#### [Written task]
Find the string "this" in the records. Copy every line it appears in.

Web page code records:
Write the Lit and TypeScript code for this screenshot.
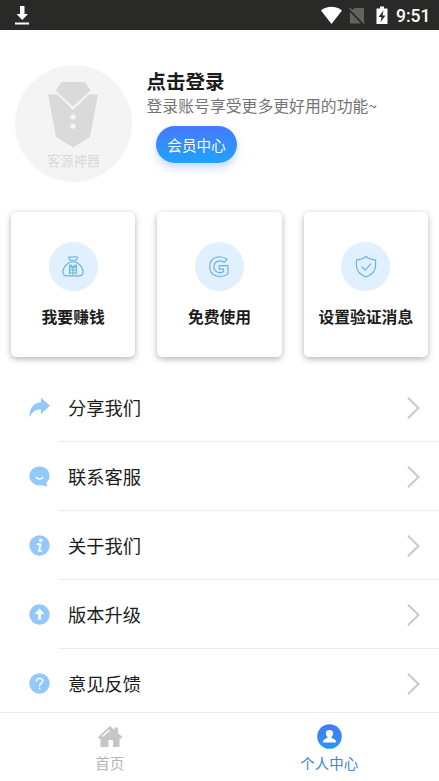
import { LitElement, html, css, svg } from "lit";
import { customElement } from "lit/decorators.js";

const icons = {
  money: svg`<path d="M7.200 1.500c2.800 1 5.800-.800 8.600 0 1 1.500-.500 2.800-1.500 3.500H8.700C7.500 4 6.500 3 7.200 1.500z M7.500 6.800h8 M8.200 7C4 9.500 1 13 1 17c0 2.900 1.600 4.300 4.200 4.300h12.600c2.600 0 4.200-1.400 4.200-4.300 0-4-3-7.500-7.200-10"/><path d="M8.500 9.200l3 3 3-3 M11.500 12v8 M8 12.200h7 M8 15.200h7 M8 18.300h7 M8 10v9.500 M15 10v9.500"/>`,
  g: svg`<path d="M19.800 4l-2.600 3.300C12.500 3.800 6.200 6.200 6.200 11.700c0 5.500 5.600 7.500 10 5.300v-2.800h-4.400v-3.600h9v8.600C13 24.800 1.800 21.500 1.800 11.700 1.800 1.500 12.500-1.200 19.800 4z"/>`,
  shield: svg`<path d="M11.500 1c3 2.400 6.300 3.500 10 3.500V11c0 5.500-4 9-10 11.500C5.500 20 1.500 16.500 1.500 11V4.500C5.200 4.500 8.500 3.400 11.500 1z M7 11.500l3.700 3.700 6-6.700"/>`,
};

const rowIcons = {
  share: svg`<path d="M12 .800l9 8-9 8.200v-4.600C7 12.400 3.500 14 .700 20.300.200 11.500 4 5.600 12 5.200z"/>`,
  chat: svg`<path d="M10.500.500c6 0 10 4 10 9.300 0 3-1.100 5.300-3.200 7l1 3.700-4.600-1.100C7 20.500.500 16.500.500 10 .500 4.500 4.800.500 10.500.500z"/><path class="line thin" d="M7.200 11.300c1.300 2.200 5.300 2.200 6.600 0"/>`,
  info: svg`<circle cx="10.500" cy="10.500" r="10.200"/><circle class="w" cx="11.800" cy="5.300" r="1.700"/><path class="line" d="M8.600 9.200h2.900l-1.500 6.700h2.300"/>`,
  up: svg`<circle cx="10.500" cy="10.500" r="10.200"/><path class="w" d="M10.500 4.500l5 5.500h-3.600v5.700H9.100V10H5.500z"/>`,
  help: svg`<circle cx="10.500" cy="10.500" r="10.200"/><path class="line thin" d="M7.500 8.200c0-4 6.200-3.800 6.200-.100 0 2.300-3.100 2.200-3.100 4.700"/><circle class="w" cx="10.600" cy="15.400" r=".900"/>`,
};

const cards = [
  { label: "我要赚钱", icon: icons.money },
  { label: "免费使用", icon: icons.g },
  { label: "设置验证消息", icon: icons.shield },
];

const rows = [
  { label: "分享我们", icon: rowIcons.share },
  { label: "联系客服", icon: rowIcons.chat },
  { label: "关于我们", icon: rowIcons.info },
  { label: "版本升级", icon: rowIcons.up },
  { label: "意见反馈", icon: rowIcons.help },
];

@customElement("app-root")
export class AppRoot extends LitElement {
  static styles = css`
    :host {
      display: flex;
      flex-direction: column;
      height: 781px;
      overflow: hidden;
      background: #fff;
      color: #1c1c1c;
      font-family: "Noto Sans CJK SC", sans-serif;
    }
    * { box-sizing: border-box; }
    svg { display: block; flex: none; }
    .status {
      flex: none;
      height: 30px;
      background: #292a28;
      display: flex;
      align-items: center;
      padding: 0 10px 0 14px;
      color: #fff;
    }
    .right { margin-left: auto; display: flex; align-items: center; }
    .time { font: 500 17.500px/30px Roboto, sans-serif; margin-left: 2px; padding-top: 2px; width: 33px; white-space: nowrap; }
    .profile { flex: none; height: 182px; padding: 35px 0 0 14.500px; display: flex; }
    .avatar {
      width: 117px; height: 117px; border-radius: 50%; background: #f4f4f4;
      display: flex; flex-direction: column; align-items: center; padding-top: 16px;
    }
    .brand { font-size: 13.300px; line-height: 20px; color: #dadada; margin-top: 3px; padding-left: 1px; }
    .who { margin-left: 15px; }
    .name { font-size: 19.500px; font-weight: 700; line-height: 28px; margin-top: 2px; }
    .desc { font-size: 15.850px; line-height: 22px; color: #747474; white-space: nowrap; }
    .vip {
      width: 81px; height: 37px; margin: 9px 0 0 9.500px; border-radius: 19px;
      background: linear-gradient(#4779fb, #1fa2ff); color: #fff;
      font-size: 14.600px; line-height: 38px; text-align: center;
      box-shadow: 0 5px 9px #4a80ff48;
    }
    .cards { flex: none; display: flex; gap: 22px; padding: 0 11px; height: 161px; }
    .card {
      flex: 1; height: 145px; border-radius: 5px; background: #fff;
      box-shadow: 0 2px 6px #0000004d;
      display: flex; flex-direction: column; align-items: center; padding-top: 30px;
    }
    .disc {
      width: 49px; height: 49px; border-radius: 50%; background: #e0f0fe;
      display: grid; place-items: center;
    }
    .disc svg { fill: none; stroke: #66b3de; stroke-width: 1.200; stroke-linejoin: round; }
    .label { font-size: 15.800px; font-weight: 700; line-height: 24px; margin-top: 14px; white-space: nowrap; }
    .list { flex: none; height: 339px; overflow: hidden; }
    .row { display: flex; height: 69px; align-items: center; padding-left: 29px; }
    .row svg { fill: #93c9fa; }
    .row .line { fill: none; stroke: #fff; stroke-width: 1.900; stroke-linecap: round; stroke-linejoin: round; }
    .row .thin { stroke-width: 1.400; }
    .row .w { fill: #fff; }
    .body {
      flex: 1; height: 69px; margin-left: 8px; padding: 0 19px 0 10px;
      border-bottom: 1px solid #ececec;
      display: flex; align-items: center; justify-content: space-between;
      font-size: 18.300px;
    }
    .row .chev { fill: none; stroke: #c9c9c9; stroke-width: 2; margin-top: 1px; }
    .tabs { flex: none; height: 69px; border-top: 1px solid #eeeeee; display: flex; }
    .tab {
      flex: 1; display: flex; flex-direction: column; align-items: center;
      padding-top: 11px; font-size: 14.500px; line-height: 22px; color: #b5b5b5;
    }
    .tab span { margin-top: 3px; }
    .active { color: #4385dc; }
  `;

  render() {
    return html`
      <div class="status">
        <svg width="16" height="22" viewBox="0 0 16 22" fill="#fff"><path d="M6 2h4.500v8H14l-5.800 6L2.500 10H6zM1 18.500h14v2H1z"/></svg>
        <div class="right">
          <svg width="74" height="20" viewBox="0 0 74 20">
            <path fill="#fff" d="M1 5.500C7 .500 16 .500 22 5.500L11.500 19z"/>
            <path fill="#626361" d="M35 3h9v14.500L31 5.500zM30 7l11 11.500H30z"/>
            <path d="M29.500 3l15 15.500" stroke="#626361" stroke-width="1.500"/>
            <path fill="#fff" d="M60 1.500h4v2h3.500V19h-11V3.500H60z"/>
            <path fill="#292a28" d="M63.500 5.500l-5 6.500h3l-1 5 5-6.500h-3z"/>
          </svg>
          <div class="time">9:51</div>
        </div>
      </div>
      <div class="profile">
        <div class="avatar">
          <svg width="52" height="67" viewBox="0 0 52 67" fill="#dadada">
            <path d="M14.500 1h23l6 8.500L26 25.500 8.500 9.500z"/>
            <path d="M1 13.500h9L26 29l16-15.500h9L43 56l-17 10.500L9 56z"/>
            <circle cx="26" cy="36" r="2.600" fill="#f6f6f6"/><circle cx="26" cy="45" r="2.600" fill="#f6f6f6"/>
          </svg>
          <div class="brand">客源神器</div>
        </div>
        <div class="who">
          <div class="name">点击登录</div>
          <div class="desc">登录账号享受更多更好用的功能~</div>
          <div class="vip">会员中心</div>
        </div>
      </div>
      <div class="cards">
        ${cards.map((c) => html`<div class="card">
          <div class="disc"><svg width="22" height="23" viewBox="0 0 23 23">${c.icon}</svg></div>
          <div class="label">${c.label}</div>
        </div>`)}
      </div>
      <div class="list">
        ${rows.map((r) => html`<div class="row">
          <svg width="21" height="21" viewBox="0 0 21 21">${r.icon}</svg>
          <div class="body">${r.label}<svg class="chev" width="13" height="22" viewBox="0 0 13 22"><path d="M1 .800L11.500 11 1 21.200"/></svg></div>
        </div>`)}
      </div>
      <div class="tabs">
        <div class="tab">
          <svg width="26" height="25" viewBox="0 0 26 25" fill="#c6c6c6">
            <path d="M1 13L13 2l4.500 4V3.500H21V9l4.500 4-1.500 1.500h-1.500V23H16v-7h-4.500v7h-8v-8.500H2z"/>
            <path d="M5.500 12.500L12.500 6" stroke="#fff" stroke-width="1.500"/>
          </svg>
          <span>首页</span>
        </div>
        <div class="tab active">
          <svg width="25" height="25" viewBox="0 0 25 25">
            <defs><linearGradient id="u" x2="0" y2="1"><stop stop-color="#4678f8"/><stop offset="1" stop-color="#2798fc"/></linearGradient></defs>
            <circle cx="12.500" cy="12.500" r="12.300" fill="url(#u)"/>
            <path fill="#fff" d="M12.500 6c4.600 0 4.200 5.300 1.900 7.200 0 1.200 4.800 1.500 4.800 5.300H5.800c0-3.800 4.800-4.100 4.800-5.300C8.300 11.300 7.900 6 12.500 6z"/>
          </svg>
          <span>个人中心</span>
        </div>
      </div>
    `;
  }
}
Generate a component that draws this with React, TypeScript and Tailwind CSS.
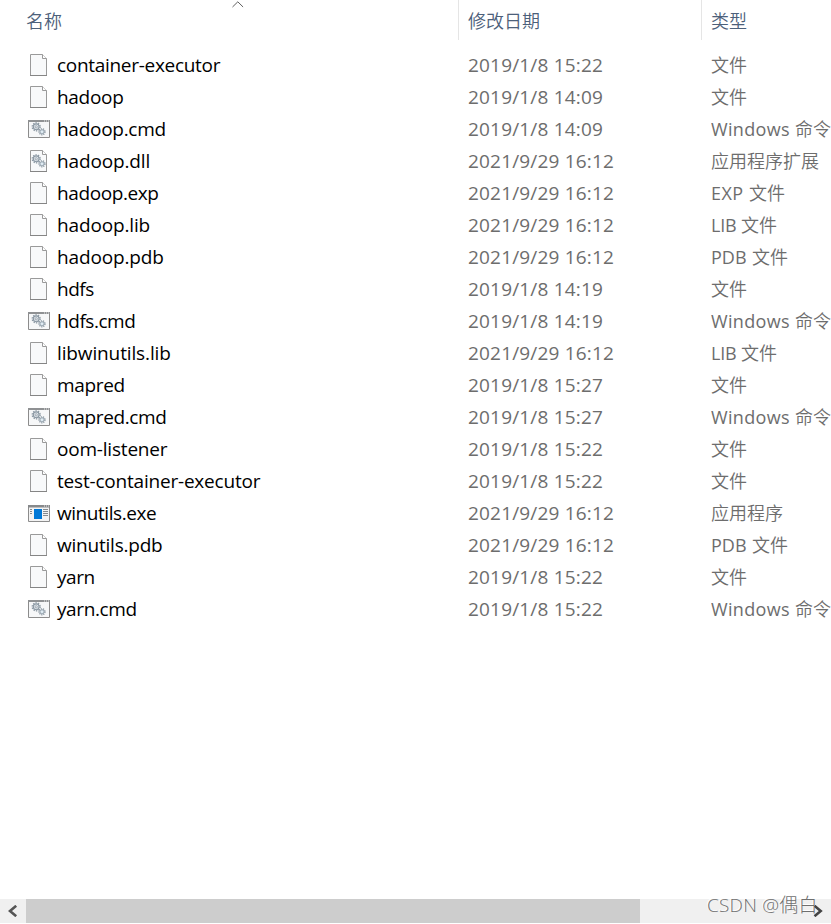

#### [Solution]
Write the Lit and TypeScript code for this screenshot.
Generate a component that draws this with React, TypeScript and Tailwind CSS.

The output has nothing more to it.